El óleo sobre lienzo que sirvió de base a la pintura figurativa de los tres últimos siglos salta hecho pedazos en Cuenca. En el espacio del bastidor aquellos jóvenes abstractos que rompieron esquemas en los años de apogeo del Franquismo experimentan con todo tipo de materiales: hierro, madera, arena, arpillera, telas metálicas, grava de cuarzo, pizarra, mármol, cartones, metacrilatos o cartulinas. Todo sirve para cuestionar la semiótica visual de la pintura, pero también para recuperar cierto pensamiento trascendente.
Los cadáveres de Millares, conservados con cuerdas y tela de saco al estilo de las momias guanches que tanto le impactaron en su juventud, se salen literalmente del cuadro para convertir la muerte en una realidad palpable. También da relieve a las obras despojadas y contenidas, deudoras de un misticismo oriental, de Tàpies, esa mezcla de arena, polvo de mármol y pintura que crea texturas inusuales y sugerentes.
Cuenca es un festín para los sentidos. Una y otra vez, uno tiene la tentación de acercarse al cuadro y tocar esos tablones arañados y astillados con los que Lucio Muñoz monta sus paisajes, o esas planchas de chatarra oxidada que destacan sobre una superficie totalmente pulida con las que Gustavo Torner nos sugiere la foto del cañón conquense.

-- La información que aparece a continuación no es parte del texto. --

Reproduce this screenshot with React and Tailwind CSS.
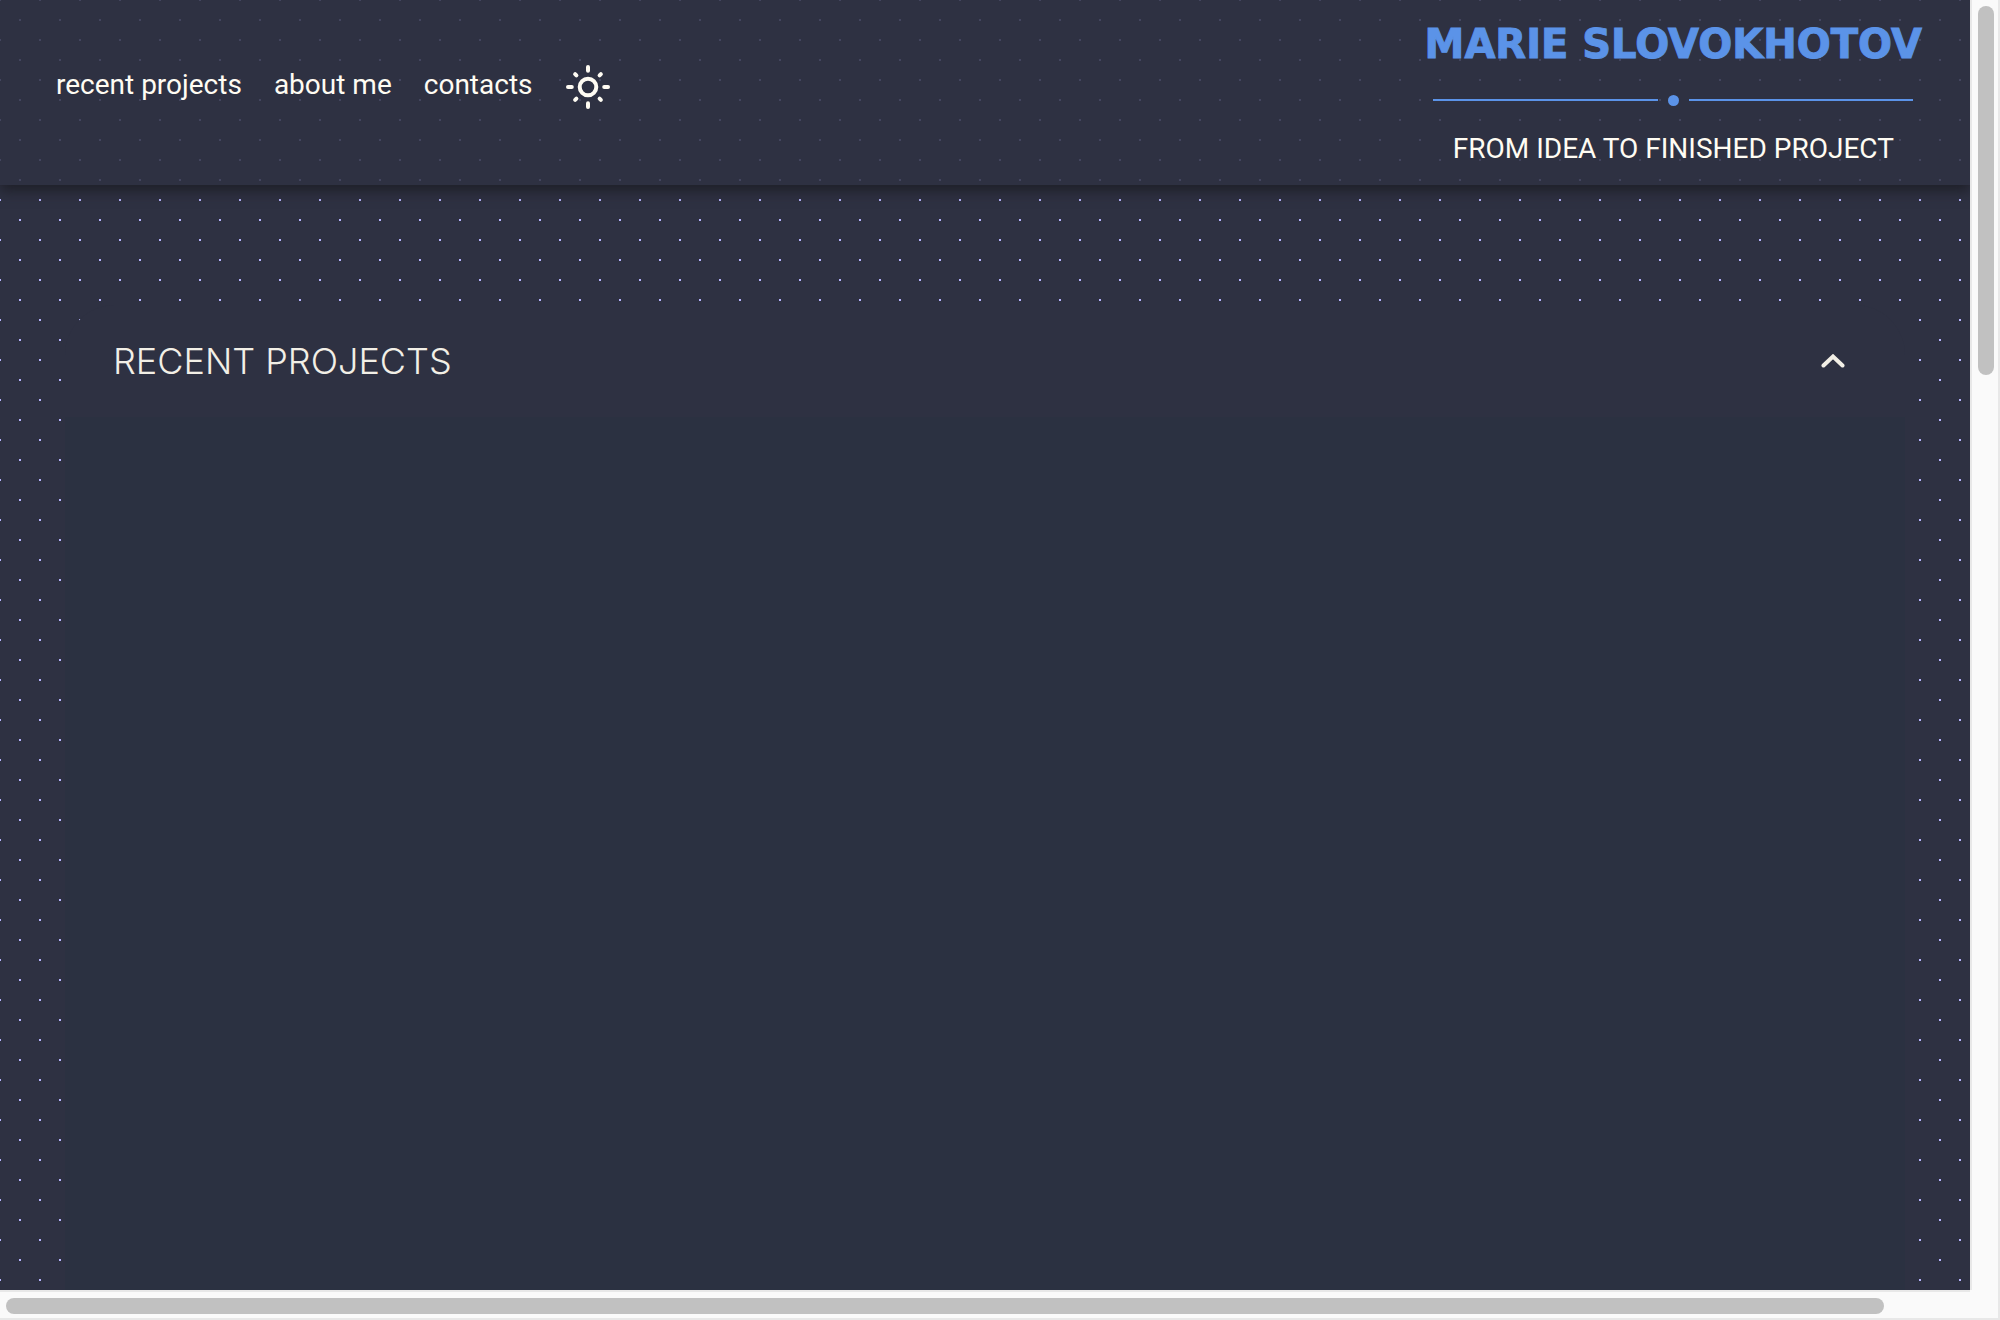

O pasar la yema de los dedos por esas telas metálicas superpuestas del granadino Manuel Rivera, que convierten la luz en un misterio y a mí me recuerdan la pintura del seminal Mark Rothko.
En fin, Cuenca es el gran parque temático de la abstracción española –la ciudad también alberga la Fundación Antonio Saura desde 2008-, y creo que es un buen plan de fin de semana para los que sientan que la vida, a pesar de lo que nos cuentan los empiristas y los agnósticos, es algo más.